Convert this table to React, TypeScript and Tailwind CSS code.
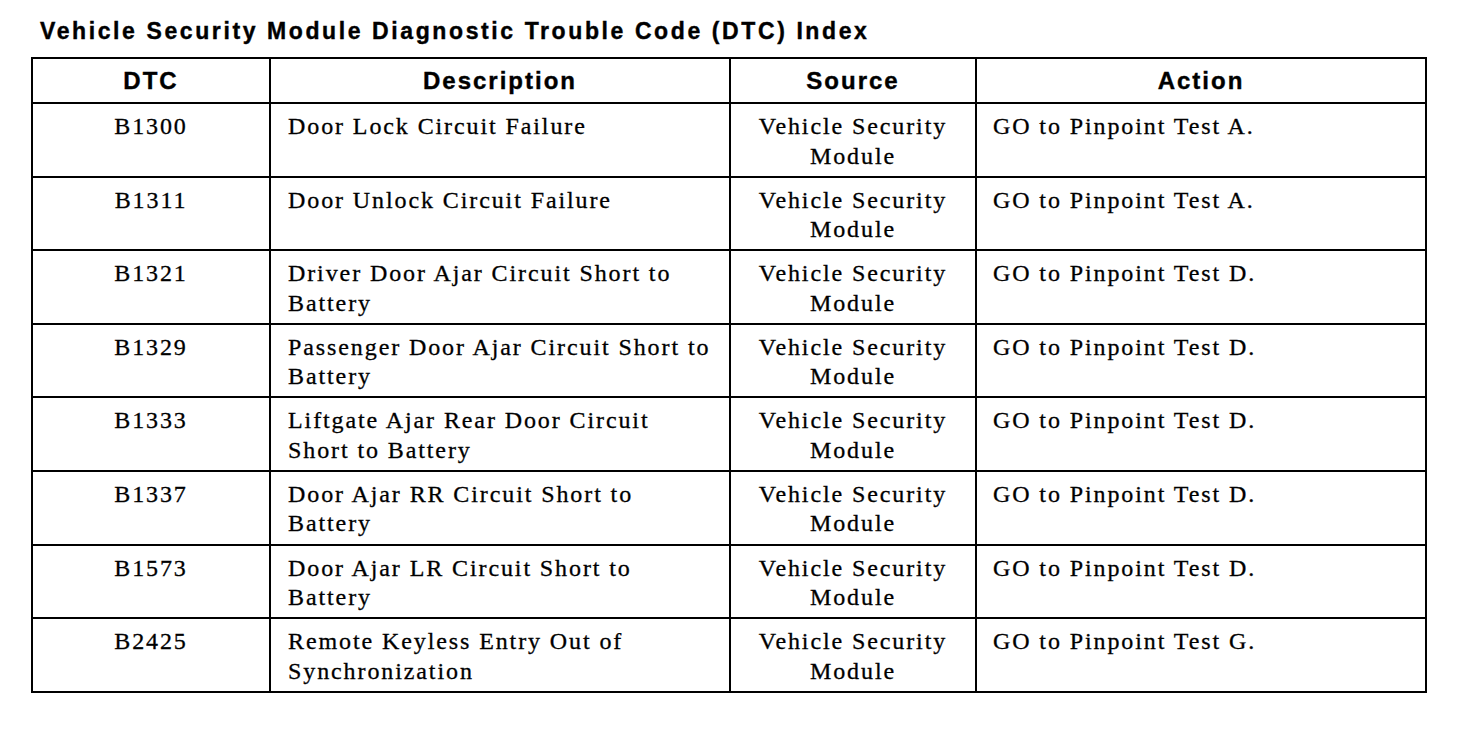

****************************************

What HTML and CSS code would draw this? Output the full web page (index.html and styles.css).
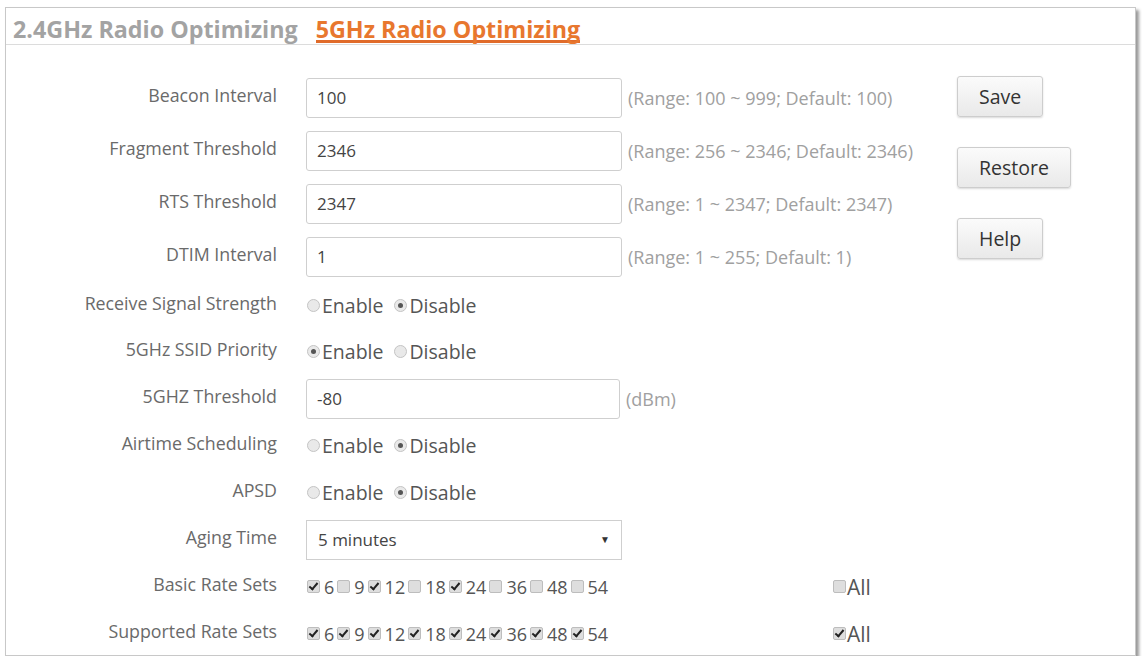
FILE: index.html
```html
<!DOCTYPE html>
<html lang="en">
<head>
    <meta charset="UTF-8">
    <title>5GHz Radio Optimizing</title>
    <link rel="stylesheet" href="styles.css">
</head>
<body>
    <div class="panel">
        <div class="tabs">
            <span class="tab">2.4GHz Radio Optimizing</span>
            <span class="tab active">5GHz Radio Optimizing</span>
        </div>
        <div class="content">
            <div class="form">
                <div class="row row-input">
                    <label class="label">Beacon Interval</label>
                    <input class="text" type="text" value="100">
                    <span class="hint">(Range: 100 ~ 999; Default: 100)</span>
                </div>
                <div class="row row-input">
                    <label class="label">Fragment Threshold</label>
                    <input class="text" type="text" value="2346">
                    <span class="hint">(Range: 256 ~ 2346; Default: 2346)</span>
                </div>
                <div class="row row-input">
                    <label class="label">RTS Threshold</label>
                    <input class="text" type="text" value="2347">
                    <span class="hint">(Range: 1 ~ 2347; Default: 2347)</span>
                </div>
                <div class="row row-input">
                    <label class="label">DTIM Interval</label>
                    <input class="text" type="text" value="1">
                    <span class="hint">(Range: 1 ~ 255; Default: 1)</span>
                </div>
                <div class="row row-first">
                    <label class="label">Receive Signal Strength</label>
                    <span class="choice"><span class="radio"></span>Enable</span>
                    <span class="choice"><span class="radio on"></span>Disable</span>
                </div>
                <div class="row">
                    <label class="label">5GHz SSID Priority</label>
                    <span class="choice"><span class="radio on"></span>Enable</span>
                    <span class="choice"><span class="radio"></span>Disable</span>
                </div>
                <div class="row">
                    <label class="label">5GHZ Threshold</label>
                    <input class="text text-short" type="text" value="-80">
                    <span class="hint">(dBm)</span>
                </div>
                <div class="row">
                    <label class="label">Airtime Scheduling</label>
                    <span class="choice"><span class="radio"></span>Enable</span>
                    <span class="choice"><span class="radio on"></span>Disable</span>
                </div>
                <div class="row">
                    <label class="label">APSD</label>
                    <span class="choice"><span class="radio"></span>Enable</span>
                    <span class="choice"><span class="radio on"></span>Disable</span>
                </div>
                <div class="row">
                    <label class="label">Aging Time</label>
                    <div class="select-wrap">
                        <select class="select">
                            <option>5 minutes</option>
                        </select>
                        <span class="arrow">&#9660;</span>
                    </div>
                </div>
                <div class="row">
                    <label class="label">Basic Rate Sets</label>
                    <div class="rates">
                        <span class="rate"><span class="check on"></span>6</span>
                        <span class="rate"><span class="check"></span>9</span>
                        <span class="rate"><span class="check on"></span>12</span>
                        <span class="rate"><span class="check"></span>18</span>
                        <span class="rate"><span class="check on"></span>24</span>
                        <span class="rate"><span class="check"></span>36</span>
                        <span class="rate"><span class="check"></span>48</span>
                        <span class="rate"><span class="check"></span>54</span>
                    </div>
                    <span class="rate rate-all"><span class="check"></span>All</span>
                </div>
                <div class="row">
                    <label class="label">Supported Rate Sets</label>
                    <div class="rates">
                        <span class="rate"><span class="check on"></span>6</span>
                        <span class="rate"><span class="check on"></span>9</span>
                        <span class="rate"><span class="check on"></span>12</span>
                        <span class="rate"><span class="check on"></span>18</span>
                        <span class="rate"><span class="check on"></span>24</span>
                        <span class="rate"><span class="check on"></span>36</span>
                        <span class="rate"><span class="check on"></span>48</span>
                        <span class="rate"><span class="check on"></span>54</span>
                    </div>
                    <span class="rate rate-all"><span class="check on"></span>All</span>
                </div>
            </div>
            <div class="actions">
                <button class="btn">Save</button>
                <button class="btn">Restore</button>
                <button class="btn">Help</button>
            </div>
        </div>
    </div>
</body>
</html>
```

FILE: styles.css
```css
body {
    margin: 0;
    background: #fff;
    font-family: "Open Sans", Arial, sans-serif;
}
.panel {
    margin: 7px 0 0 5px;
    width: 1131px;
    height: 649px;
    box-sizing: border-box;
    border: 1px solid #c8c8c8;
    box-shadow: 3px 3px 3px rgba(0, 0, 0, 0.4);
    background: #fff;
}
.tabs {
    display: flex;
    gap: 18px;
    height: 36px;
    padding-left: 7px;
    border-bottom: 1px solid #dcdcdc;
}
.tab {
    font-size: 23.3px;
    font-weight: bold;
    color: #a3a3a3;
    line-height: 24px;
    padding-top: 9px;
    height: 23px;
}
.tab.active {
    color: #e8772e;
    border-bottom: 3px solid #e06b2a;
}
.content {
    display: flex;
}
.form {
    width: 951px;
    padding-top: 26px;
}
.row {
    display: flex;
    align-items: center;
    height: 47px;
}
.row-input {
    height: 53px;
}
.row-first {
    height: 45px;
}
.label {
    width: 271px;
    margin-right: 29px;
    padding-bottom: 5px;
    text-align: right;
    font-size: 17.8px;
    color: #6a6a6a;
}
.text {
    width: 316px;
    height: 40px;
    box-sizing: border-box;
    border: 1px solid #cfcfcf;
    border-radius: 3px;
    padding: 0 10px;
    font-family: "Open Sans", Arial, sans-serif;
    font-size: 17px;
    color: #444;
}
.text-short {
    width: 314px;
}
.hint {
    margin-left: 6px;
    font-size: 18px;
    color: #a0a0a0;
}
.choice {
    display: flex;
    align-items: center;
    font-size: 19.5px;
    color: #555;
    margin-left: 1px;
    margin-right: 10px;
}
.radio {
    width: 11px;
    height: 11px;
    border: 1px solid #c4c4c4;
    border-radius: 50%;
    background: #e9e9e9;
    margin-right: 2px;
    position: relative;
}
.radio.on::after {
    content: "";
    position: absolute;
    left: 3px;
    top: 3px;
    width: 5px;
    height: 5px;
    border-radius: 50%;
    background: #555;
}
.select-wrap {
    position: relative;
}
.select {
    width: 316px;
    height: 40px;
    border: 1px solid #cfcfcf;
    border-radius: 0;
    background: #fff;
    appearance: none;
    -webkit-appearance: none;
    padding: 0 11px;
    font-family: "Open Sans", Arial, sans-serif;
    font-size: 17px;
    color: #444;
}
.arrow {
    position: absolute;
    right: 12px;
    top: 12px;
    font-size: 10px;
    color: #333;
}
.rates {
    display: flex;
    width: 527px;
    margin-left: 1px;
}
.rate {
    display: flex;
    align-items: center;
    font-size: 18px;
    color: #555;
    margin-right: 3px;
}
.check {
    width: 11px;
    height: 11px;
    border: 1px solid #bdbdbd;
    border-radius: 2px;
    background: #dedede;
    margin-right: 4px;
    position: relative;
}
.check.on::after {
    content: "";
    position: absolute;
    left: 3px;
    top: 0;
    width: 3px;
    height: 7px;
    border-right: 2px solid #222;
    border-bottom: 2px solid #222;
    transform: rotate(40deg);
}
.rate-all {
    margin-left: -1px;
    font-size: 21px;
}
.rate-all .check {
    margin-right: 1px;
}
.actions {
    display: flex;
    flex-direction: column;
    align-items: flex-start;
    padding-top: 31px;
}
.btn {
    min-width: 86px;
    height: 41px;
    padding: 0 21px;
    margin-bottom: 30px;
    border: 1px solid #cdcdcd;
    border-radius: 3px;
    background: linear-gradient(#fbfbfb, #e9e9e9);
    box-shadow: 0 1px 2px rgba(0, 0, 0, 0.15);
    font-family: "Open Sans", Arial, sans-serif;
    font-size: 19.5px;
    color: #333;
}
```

****************************************

DO THIS: Lines that hold the word "index" are the ones to return, every one of them.

OUTPUT BELOW:
What HTML and CSS code would draw this? Output the full web page (index.html and styles.css).
FILE: index.html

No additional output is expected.